Brosseau joined the Mary Little Deere Chapter of the Daughters of the American Revolution in 1895. She organized the Hannah Tracy Grant Chapter and served as its regent. In 1915, she was elected as the State Recording Secretary.

She was appointed by President General Anne Rogers Minor as the Chairwoman of the Ellis Island Committee, focused on improving the conditions of the Ellis Island Immigrant Station. During the Minor administration, Brosseau also served as Chairwoman of the Transportation Committee. In 1923, she was elected Treasurer General.

Brosseau (left) with Mrs. Rhett Goode, Chairman of the Program Committee, in 1927.

Brosseau served as President General of the Daughters of the American Revolution from April 1926 to April 1929. During her presidency, she defended the creation of a "blacklist" of certain speakers by the Massachusetts Society DAR and referred to DAR members who protested the blacklist as "only a few pacifists within our organization who oppose our support of the navy bill." In June 1928, Helen Tufts Bailie was expelled from the DAR for publishing a pamphlet called Our Threatened Heritage, which openly protested the blacklist. She appealed her expulsion but only received one dissenting vote from the congress, over which Brosseau presided.
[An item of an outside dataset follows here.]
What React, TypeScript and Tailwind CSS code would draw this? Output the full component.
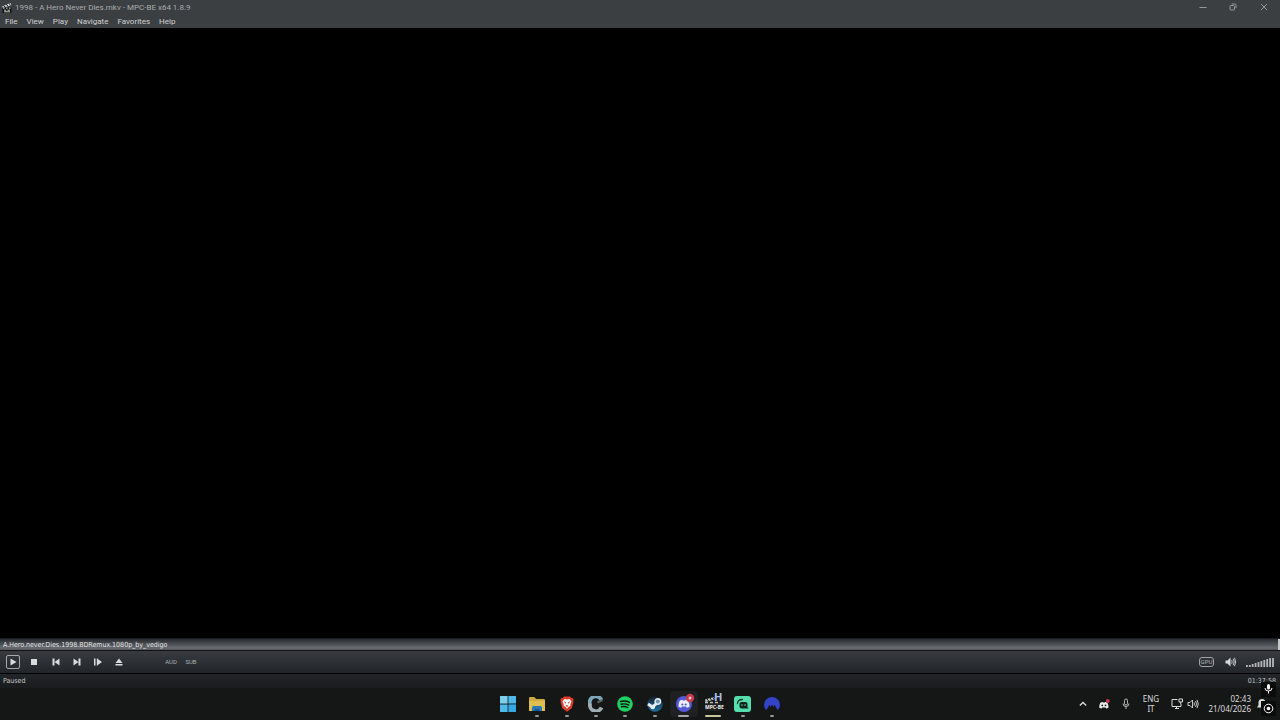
import type { ReactNode } from 'react';

const menus = ['File', 'View', 'Play', 'Navigate', 'Favorites', 'Help'];

const volumeBars = [2, 2, 3, 4, 5, 6, 7, 8, 9, 9];

interface IconButtonProps {
  label: string;
  className: string;
  children: ReactNode;
}

const IconButton = ({ label, className, children }: IconButtonProps) => (
  <button aria-label={label} className={`flex shrink-0 items-center justify-center ${className}`}>
    {children}
  </button>
);

const ClapperIcon = () => (
  <svg width="10" height="10" viewBox="0 0 10 10">
    <path d="M0 3.5 8.5 0l.8 2L1 5z" fill="#e0e0e0" />
    <path d="M1.500 2.800 3.500 4M4.300 1.600l1.800 1.400M7 .6l1.500 1.400" stroke="#111" strokeWidth="1" />
    <rect x=".5" y="4.600" width="9" height="5.400" fill="#111" />
    <path d="M1 5.200h1.500M4 5.200h1.500M7 5.200h1.500M2 7.200h2.200M5.400 7.200H8M2 8.800h6" stroke="#ddd" strokeWidth=".9" />
  </svg>
);

const WindowControls = () => (
  <div className="flex text-[#96989a]">
    <IconButton label="Minimize" className="h-3.5 w-[30px]">
      <svg width="8" height="8" viewBox="0 0 8 8" stroke="currentColor"><path d="M.5 4.500h7" /></svg>
    </IconButton>
    <IconButton label="Restore" className="h-3.5 w-[30px]">
      <svg width="8" height="8" viewBox="0 0 8 8" fill="none" stroke="currentColor">
        <rect x="1" y="2.500" width="4.500" height="4.500" rx="1" />
        <path d="M2.800 1h3a1.200 1.200 0 0 1 1.200 1.200v3" />
      </svg>
    </IconButton>
    <IconButton label="Close" className="h-3.5 w-8">
      <svg width="8" height="8" viewBox="0 0 8 8" stroke="currentColor"><path d="m1 1 6 6M7 1 1 7" /></svg>
    </IconButton>
  </div>
);

const PlayerControls = () => (
  <div className="flex h-[23px] items-center justify-between border-t border-[#111] bg-linear-to-b from-[#383c41] to-[#222529] text-[#d9dbdd]">
    <div className="flex items-center pl-[3px]">
      <IconButton label="Play" className="h-[21px] w-5">
        <svg width="16" height="16" viewBox="0 0 16 16">
          <rect x="1.500" y="1.500" width="13" height="13" rx="1.500" fill="none" stroke="#a6a8aa" />
          <path d="M5.500 4.500 11.500 8l-6 3.500z" fill="currentColor" />
        </svg>
      </IconButton>
      <IconButton label="Stop" className="h-[21px] w-[22px]">
        <svg width="8" height="8" viewBox="0 0 8 8" fill="currentColor"><path d="M1 1h6v6H1z" /></svg>
      </IconButton>
      <IconButton label="Previous" className="h-[21px] w-[22px]">
        <svg width="8" height="8" viewBox="0 0 8 8" fill="currentColor"><path d="M.5.5h2v7h-2zM7.500.5v7L2.500 4z" /></svg>
      </IconButton>
      <IconButton label="Next" className="h-[21px] w-5">
        <svg width="8" height="8" viewBox="0 0 8 8" fill="currentColor"><path d="M5.500.5h2v7h-2zM.5.5v7l5-3.500z" /></svg>
      </IconButton>
      <IconButton label="Step" className="h-[21px] w-[22px]">
        <svg width="8" height="8" viewBox="0 0 8 8" fill="currentColor"><path d="M0 .5h1.500v7H0zM2.800.5h1v7h-1zM3.800 1 8 4 3.800 7z" /></svg>
      </IconButton>
      <IconButton label="Open" className="h-[21px] w-5">
        <svg width="8" height="8" viewBox="0 0 8 8" fill="currentColor"><path d="M4 .5 7.500 5h-7zM.5 6h7v1.500h-7z" /></svg>
      </IconButton>
      <div className="ml-[34px] flex gap-1 font-['Roboto',sans-serif] text-[6px] leading-[8px] text-[#aeb0b3]">
        <button className="w-4">AUD</button>
        <button className="w-4">SUB</button>
      </div>
    </div>
    <div className="flex items-center gap-2.5 pr-1.5">
      <button className="h-[10px] w-[15px] rounded-[3px] border border-[#a0a2a5] font-['Roboto',sans-serif] text-[6px] leading-[8px] text-[#b4b6b9]">GPU</button>
      <IconButton label="Mute" className="h-4 w-3">
        <svg width="11" height="10" viewBox="0 0 11 10" fill="none" stroke="currentColor">
          <path d="M.5 3.500h2L5.500.5v9L2.500 6.500h-2z" fill="currentColor" stroke="none" />
          <path d="M6.700 3.200q1 1.800 0 3.600M8.200 1.800q2 3.200 0 6.400M9.500.8q2.300 4.200 0 8.400" strokeWidth=".9" />
        </svg>
      </IconButton>
      <button aria-label="Volume">
        <svg width="28" height="9" viewBox="0 0 28 9" fill="#b4b6b9">
          {volumeBars.map((h, i) => (
            <rect key={i} x={i * 2.9} y={9 - h} width="1.800" height={h} />
          ))}
        </svg>
      </button>
    </div>
  </div>
);

const WindowsLogo = () => (
  <svg width="16" height="16" viewBox="0 0 16 16" fill="#4fb9ea">
    <path d="M0 0h7.600v7.600H0z" fill="#7bd0ee" />
    <path d="M8.400 0H16v7.600H8.400zM0 8.400h7.600V16H0z" />
    <path d="M8.400 8.400H16V16H8.400z" fill="#35a8e4" />
  </svg>
);

const FolderLogo = () => (
  <svg width="18" height="16" viewBox="0 0 18 16">
    <path d="M1 2.200Q1 1 2.200 1h4l2 2h7.600Q17 3 17 4.200V15H1z" fill="#d1a93c" />
    <path d="M1 5h16v8.800q0 1.200-1.200 1.200H2.200Q1 15 1 13.800z" fill="#dfbf52" />
    <path d="M4 15v-3.500Q4 10 5.500 10h7q1.500 0 1.500 1.500V15z" fill="#2878b8" />
    <path d="M6.500 15v-2h5v2z" fill="#155a94" />
  </svg>
);

const BraveLogo = () => (
  <svg width="16" height="16" viewBox="0 0 16 16">
    <path d="M5 .5h6l1.400 1.500 1.300-.1 1 2-.5 1.300.3 1-1.800 6L8 15.700 3.300 12.200l-1.800-6 .3-1-.5-1.300 1-2L3.600 2z" fill="#dc3b27" />
    <path d="m8 3.500 2.500-.5 2 2.500-1.300 3 .3 1.300L9.400 11 8 12.700 6.600 11 4.500 9.800l.3-1.300-1.300-3 2-2.500z" fill="#fff" />
    <path d="m4.800 5.500 2 .6L7 8zM11.200 5.500l-2 .6L9 8zM6.500 9.800 8 9l1.500.8L8 11z" fill="#dc3b27" />
  </svg>
);

const CLogo = () => (
  <svg width="16" height="16" viewBox="0 0 16 16" fill="none" strokeWidth="3.800">
    <path d="M13.500 4A6 6 0 0 0 2.200 9" stroke="#7ea6b8" />
    <path d="M2.200 7.500a6 6 0 0 0 11.300 4" stroke="#a2adb3" />
    <path d="M9.500 6.500 14.500 4" stroke="#58656c" strokeWidth="2" />
  </svg>
);

const SpotifyLogo = () => (
  <svg width="16" height="16" viewBox="0 0 16 16">
    <circle cx="8" cy="8" r="7.800" fill="#1fcf5f" />
    <path d="M3.500 5.500q5-1.300 9 .9M4 8.200q4.300-1 7.700.9M4.500 10.800q3.500-.8 6.300.7" fill="none" stroke="#111" strokeWidth="1.400" strokeLinecap="round" />
  </svg>
);

const SteamLogo = () => (
  <svg width="16" height="16" viewBox="0 0 16 16">
    <defs>
      <linearGradient id="steam" x2="0" y2="1">
        <stop stopColor="#151c2c" />
        <stop offset="1" stopColor="#1d6f9f" />
      </linearGradient>
    </defs>
    <circle cx="8" cy="8" r="7.800" fill="url(#steam)" />
    <path d="m1 8 4.500 3L10 7" stroke="#e4edf4" strokeWidth="3" fill="none" />
    <circle cx="10.800" cy="5.500" r="2.700" fill="#6e93ad" stroke="#e4edf4" strokeWidth="1.400" />
    <circle cx="5.800" cy="11" r="2.300" fill="#e4edf4" />
  </svg>
);

const discordPath = 'M3.800 4.700q1.200-.7 2.600-.9l.5.800h2.200l.5-.8q1.400.2 2.600.9 1.500 2.600 1.400 5.800-1.200 1-2.800 1.300l-.7-1.200H5.900l-.7 1.200Q3.600 11.500 2.400 10.500 2.300 7.300 3.800 4.700z';

const DiscordLogo = () => (
  <svg width="18" height="18" viewBox="0 0 18 18" className="overflow-visible">
    <circle cx="9" cy="9" r="8" fill="#5358d8" />
    <path d={discordPath} transform="translate(1 1)" fill="#eef" />
    <circle cx="7.300" cy="9.500" r="1.100" fill="#5358d8" />
    <circle cx="10.700" cy="9.500" r="1.100" fill="#5358d8" />
    <circle cx="15" cy="3" r="4.200" fill="#c93a4a" />
    <circle cx="15" cy="3" r="1.500" fill="#f3c9cd" />
  </svg>
);

const PlayerLogo = () => (
  <svg width="18" height="18" viewBox="0 0 18 18" className="overflow-visible">
    <path d="m1 4.500 9-2.500.7 2.200L1.500 7z" fill="#c8c8c8" />
    <path d="m3 4 1.500 2M6 3l1.500 2M9 2.300l1 2" stroke="#111" />
    <path d="M1 7h16v9H1z" fill="#222" />
    <path d="M1 7.500h3M6 7.500h3M11 7.500h3" stroke="#bbb" strokeWidth="1.500" />
    <text x="1" y="14" fontSize="5" fontWeight="700" fill="#eee">MPC-BE</text>
    <text x="10" y="6" fontSize="11" fontWeight="700" fill="#a9c0ee">H</text>
  </svg>
);

const StreamLogo = () => (
  <svg width="17" height="16" viewBox="0 0 17 16">
    <rect width="17" height="16" rx="3" fill="#55dfae" />
    <path d="M3.500 7.500q0-4 5-4" fill="none" stroke="#10382d" strokeWidth="1.300" strokeLinecap="round" />
    <rect x="5.500" y="6" width="8" height="6.500" rx="2" fill="#10251f" />
    <path d="M8 8.300v1.500M11 8.300v1.500" stroke="#55dfae" strokeWidth="1.200" />
    <path d="M12 12h2.500" stroke="#10251f" />
  </svg>
);

const NordLogo = () => (
  <svg width="16" height="16" viewBox="0 0 16 16">
    <path d="M2.200 14.300A7.900 7.900 0 1 1 13.800 14.300L10.500 8.800 9.300 10.900 8 8.500 6.700 10.900 5.500 8.800z" fill="#3443c8" />
  </svg>
);

const apps = [
  { name: 'Start', icon: <WindowsLogo />, box: '', mark: 'w-1 bg-transparent' },
  { name: 'File Explorer', icon: <FolderLogo />, box: '', mark: 'w-1 bg-[#92959a]' },
  { name: 'Brave', icon: <BraveLogo />, box: '', mark: 'w-1 bg-[#92959a]' },
  { name: 'Cider', icon: <CLogo />, box: '', mark: 'w-1 bg-[#92959a]' },
  { name: 'Spotify', icon: <SpotifyLogo />, box: '', mark: 'w-1 bg-[#92959a]' },
  { name: 'Steam', icon: <SteamLogo />, box: '', mark: 'w-1 bg-[#92959a]' },
  { name: 'Discord', icon: <DiscordLogo />, box: 'bg-[#1f2022]', mark: 'w-[11px] bg-[#a7aaa9]' },
  { name: 'MPC-BE', icon: <PlayerLogo />, box: '', mark: 'w-4 bg-[#c8c89a]' },
  { name: 'Streamlabs', icon: <StreamLogo />, box: '', mark: 'w-1 bg-[#92959a]' },
  { name: 'NordVPN', icon: <NordLogo />, box: '', mark: 'w-1 bg-[#92959a]' },
];

const Tray = () => (
  <div className="flex flex-1 items-center justify-end text-[#dcdcdc]">
    <IconButton label="Show hidden icons" className="h-6 w-5">
      <svg width="8" height="6" viewBox="0 0 8 6" fill="none" stroke="currentColor" strokeWidth="1.300"><path d="m.8 4.500 3.200-3 3.200 3" /></svg>
    </IconButton>
    <IconButton label="Discord status" className="h-6 w-[22px]">
      <svg width="12" height="12" viewBox="0 0 16 16">
        <path d={discordPath} transform="translate(-1 1)scale(1.100)" fill="#eee" />
        <circle cx="5.700" cy="9.700" r="1.200" fill="#171717" />
        <circle cx="10" cy="9.700" r="1.200" fill="#171717" />
        <circle cx="13" cy="4" r="2.600" fill="#c93650" />
      </svg>
    </IconButton>
    <IconButton label="Microphone" className="h-6 w-[22px]">
      <svg width="8" height="12" viewBox="0 0 8 12" fill="none" stroke="currentColor" strokeWidth=".8">
        <rect x="2.500" y="1" width="3" height="6" rx="1.500" />
        <path d="M1 5.500Q1 8.500 4 8.500t3-3M4 8.500V11" />
      </svg>
    </IconButton>
    <button className="w-[28px] text-center text-[8px] leading-[10px]">ENG<br />IT</button>
    <button aria-label="Network and sound" className="flex h-6 w-10 items-center justify-center gap-1">
      <svg width="12" height="12" viewBox="0 0 12 12" fill="none" stroke="currentColor">
        <path d="M6.500 1.500H1v7h9V6M4 10.500h4M5.500 8.500v2" />
        <path d="M8 1h3.500v3H8zM9.700 4v2" />
      </svg>
      <svg width="12" height="12" viewBox="0 0 12 12" fill="none" stroke="currentColor" strokeWidth=".9">
        <path d="M1 4.500h2L5.500 2v8L3 7.500H1zM7 4.500q1 1.500 0 3M8.500 3q2 3 0 6M10 1.800q2.600 4.200 0 8.400" />
      </svg>
    </button>
    <button className="w-[46px] text-right text-[8px] leading-[10px]">02:43<br />21/04/2026</button>
    <IconButton label="Notifications" className="mr-[11px] ml-1 h-6 w-3.5">
      <svg width="12" height="12" viewBox="0 0 12 12" fill="currentColor">
        <path d="M1 9.500 2.500 7V4Q3 1 6 1t3.500 3v3L11 9.500zM4.500 10.500h3L6 12z" />
      </svg>
    </IconButton>
  </div>
);

export default function App() {
  return (
    <div className="relative flex min-h-screen flex-col bg-black font-['Noto_Sans','Open_Sans',sans-serif] text-[8px] leading-[12px]">
      <header className="bg-[#3c3f42] font-['Roboto',sans-serif]">
        <div className="flex h-[15px] items-start justify-between text-[#a9abad]">
          <h1 className="flex h-[15px] items-center gap-[3px] pl-0.5">
            <ClapperIcon />
            1998 - A Hero Never Dies.mkv - MPC-BE x64 1.8.9
          </h1>
          <WindowControls />
        </div>
        <nav className="flex h-[13px] gap-[9px] pl-[5px] text-[#cfd1d2]">
          {menus.map((menu) => (
            <button key={menu}>{menu}</button>
          ))}
        </nav>
      </header>

      <main className="flex-1 bg-black" />

      <footer className="border-t border-[#191b1e] font-['DejaVu_Sans_Condensed','DejaVu_Sans',sans-serif] text-[7px]">
        <div className="flex h-[11px] items-center border-r-2 border-[#c4c6c8] bg-linear-to-b from-[#282b30] via-[#66696e] via-80% to-[#55585c] pl-[3px] text-[#e3e4e5]">
          A.Hero.never.Dies.1998.BDRemux.1080p_by_vedigo
        </div>
        <PlayerControls />
        <div className="flex h-[15px] items-center justify-between border-t border-black bg-linear-to-b from-[#22262a] to-[#191b1d] pr-1 pl-[3px] text-[#c4c6c8]">
          <span>Paused</span>
          <span>01:37:58</span>
        </div>
        <div className="flex h-8 items-center bg-[#151616] font-['Noto_Sans','Open_Sans',sans-serif]">
          <div className="flex-1" />
          <div className="flex w-[292px] justify-between">
            {apps.map((app) => (
              <button
                key={app.name}
                aria-label={app.name}
                className={`flex h-[26px] w-7 flex-col items-center justify-between rounded-sm pt-0.5 ${app.box}`}
              >
                <span className="flex h-[22px] items-center">{app.icon}</span>
                <span className={`h-0.5 rounded-full ${app.mark}`} />
              </button>
            ))}
          </div>
          <Tray />
        </div>
      </footer>

      {/* Recording overlay */}
      <div className="absolute right-1 bottom-1 flex flex-col gap-1 text-white">
        <svg width="15" height="15" viewBox="0 0 15 15" fill="none" stroke="currentColor">
          <rect width="15" height="15" fill="#0b0b0b" stroke="none" />
          <rect x="6" y="2" width="3" height="5.500" rx="1.500" fill="currentColor" stroke="none" />
          <path d="M4 6q0 3 3.500 3T11 6M7.500 9v2.500" />
        </svg>
        <svg width="15" height="15" viewBox="0 0 15 15" fill="none" stroke="currentColor">
          <rect width="15" height="15" fill="#0b0b0b" stroke="none" />
          <circle cx="7.500" cy="7.500" r="4.300" />
          <circle cx="7.500" cy="7.500" r="1.800" fill="currentColor" stroke="none" />
        </svg>
      </div>
    </div>
  );
}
During her presidency, the national society erected the twelve Madonna of the Trail monuments along the National Old Trails Road. Also during her administration, the Daughters of the American Revolution dedicated a memorial to its four founders, Mary Smith Lockwood, Mary Desha, Ellen Hardin Walworth, and Eugenia Washington, with a sculpture by Gertrude Vanderbilt Whitney at DAR Constitution Hall.

== Personal life ==
Brosseau married Alfred Joseph Brosseau, an automobile businessman, on December 20, 1899. Her husband was the president of the Mack Motor Trucking Company, vice president of the National Automobile Chamber of Commerce, and director of the United States Chamber of Commerce. They moved to Kansas City in 1907. They later moved to New York City and then Connecticut. She obtained an uncontested divorce from her husband on October 4, 1930 on the grounds of "intolerable cruelty." Following a hearing in the Connecticut Superior Court, in which Brosseau testified that her husband physically assaulted her and witness testimony was given by Mrs. Wilson Felder, Judge Anthony C. Baldwin granted the divorce. A financial settlement was reached out of court.

She died on April 20, 1959. She was buried in Putnam Cemetery.